Não satisfeito, o militar partiu para cima dos três, quando ele foi empurrado por um dos irmãos, que o disse que “nenhum deles queria briga, eles estavam ali para esfriar a cabeça”. Mais tarde, João foi embora. Em cinco minutos, os irmãos pagaram a conta e quando estavam entrando no automóvel, foram abordados pelo policial aposentado, que partiu para cima do grupo dizendo que, “preto tinha que morrer”. 
Após dar dois tiros em Isaías, o policial fugiu do local. Testemunhas e os irmãos da vítima o socorreram, mas, ao dar entrada na UPA (Unidade de Pronto Atendimento), ele morreu. “No bolso dele ainda estava os shorts das crianças”, recorda a mãe do rapaz. 
DESCONSOLO 
“Não me conformo com a morte dele, se ainda fosse durante o serviço de segurança, ainda entenderia, mas desta forma, não”, pondera. Ela conta que toda família está sem condições para trabalhar desde a morte de Isaías. 
“Meus filhos, que estavam com ele, se culpam. Eles acham que poderiam fazer alguma coisa”, ressalta. “Foi duro receber aquela ligação, dizendo que meu filho tinha morrido, a gente não espera isso. Já passei por isso uma vez, nunca achei que passaria de novo e não desejo isso a mãe nenhuma”, completa. 

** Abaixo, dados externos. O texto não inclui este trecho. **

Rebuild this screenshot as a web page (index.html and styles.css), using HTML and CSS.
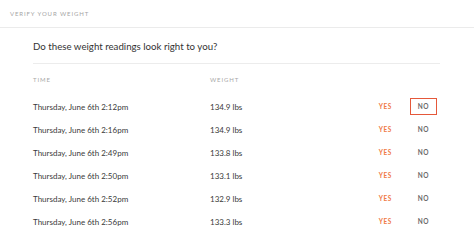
FILE: index.html
```html
<!DOCTYPE html>
<html lang="en">
<head>
  <meta charset="UTF-8">
  <title>Verify your weight</title>
  <link rel="stylesheet" href="styles.css">
</head>
<body>

  <!-- Titre -->
  <div class="header">VERIFY YOUR WEIGHT</div>

  <div class="content">
    <div class="question">Do these weight readings look right to you?</div>

    <div class="row labels">
      <span class="time">TIME</span>
      <span class="weight">WEIGHT</span>
    </div>

    <div class="row">
      <span class="time">Thursday, June 6th 2:12pm</span>
      <span class="weight">134.9 lbs</span>
      <button class="yes">YES</button>
      <button class="no selected">NO</button>
    </div>
    <div class="row">
      <span class="time">Thursday, June 6th 2:16pm</span>
      <span class="weight">134.9 lbs</span>
      <button class="yes">YES</button>
      <button class="no">NO</button>
    </div>
    <div class="row">
      <span class="time">Thursday, June 6th 2:49pm</span>
      <span class="weight">133.8 lbs</span>
      <button class="yes">YES</button>
      <button class="no">NO</button>
    </div>
    <div class="row">
      <span class="time">Thursday, June 6th 2:50pm</span>
      <span class="weight">133.1 lbs</span>
      <button class="yes">YES</button>
      <button class="no">NO</button>
    </div>
    <div class="row">
      <span class="time">Thursday, June 6th 2:52pm</span>
      <span class="weight">132.9 lbs</span>
      <button class="yes">YES</button>
      <button class="no">NO</button>
    </div>
    <div class="row">
      <span class="time">Thursday, June 6th 2:56pm</span>
      <span class="weight">133.3 lbs</span>
      <button class="yes">YES</button>
      <button class="no">NO</button>
    </div>
  </div>

</body>
</html>
```

FILE: styles.css
```css
body {
  margin: 0;
  font-family: Lato, "Open Sans", sans-serif;
  background: #ffffff;
  color: #3a3a3a;
}

.header {
  height: 27px;
  display: flex;
  align-items: center;
  padding-left: 10px;
  font-size: 6px;
  letter-spacing: 0.9px;
  color: #a5a5a5;
  border-bottom: 1px solid #ebebeb;
}

.content {
  width: 407px;
  margin-left: 33px;
}

.question {
  height: 35px;
  display: flex;
  align-items: center;
  font-size: 9.7px;
  color: #333333;
  border-bottom: 1px solid #ececec;
}

.row {
  height: 23px;
  display: flex;
  align-items: center;
  font-size: 8px;
}

.labels {
  height: 31px;
  font-size: 6px;
  letter-spacing: 0.9px;
  color: #a8a8a8;
}

.time {
  width: 177px;
}

.weight {
  flex: 1;
}

button {
  font-family: inherit;
  font-size: 6.5px;
  font-weight: bold;
  letter-spacing: 0.6px;
  background: none;
  border: 1px solid transparent;
  padding: 0;
  cursor: pointer;
}

.yes {
  color: #f07a45;
  margin-right: 17px;
}

.no {
  width: 27px;
  height: 17px;
  color: #6a6a6a;
  margin-right: 3px;
}

.no.selected {
  border-color: #e5583a;
}
```
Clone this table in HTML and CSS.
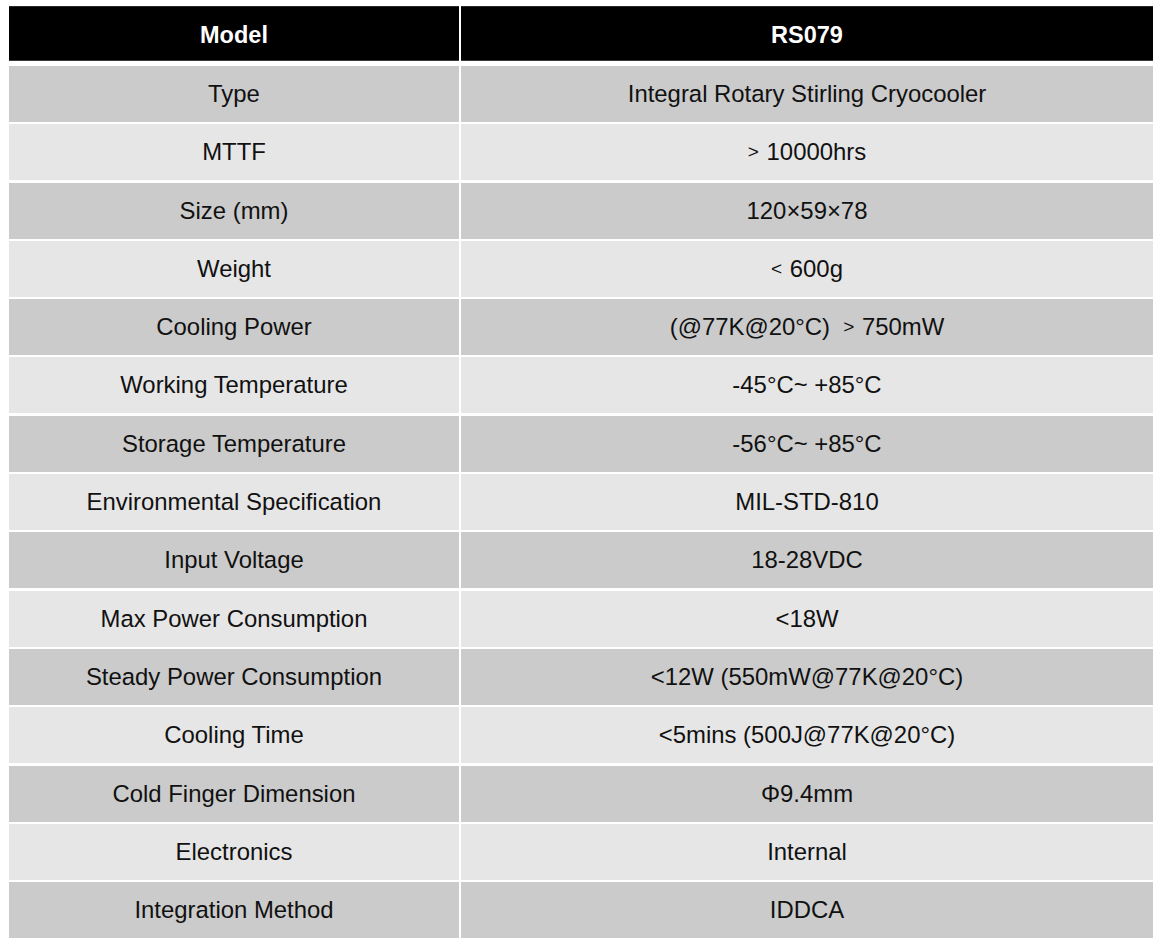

“Meu filho morreu covardemente, ele disparou quatro vezes contra Isaías e um dos tiros acertou o coração. Meus filhos têm ficha limpa, são trabalhadores, humildes, negros, mas com caráter, nunca passei vergonha com nenhum deles”, conclui. 
Cleonice é mãe de seis filhos, dois deles mortos por preconceito racial. “Todos contam a mesma história, tanto meus filhos quanto quem estava no bar aquele dia, não tenho nada a esconder. Só quero justiça, porque é duro ver quem tirou a vida de um rapaz cheio de saúde ficar em liberdade, como se não tivesse acontecido. Além disso, querendo inverter a história. Ele teve tempo para pensar no que faria, foi até a casa, pegou a arma e voltou. Porque ele não foi embora de vez?”, questiona.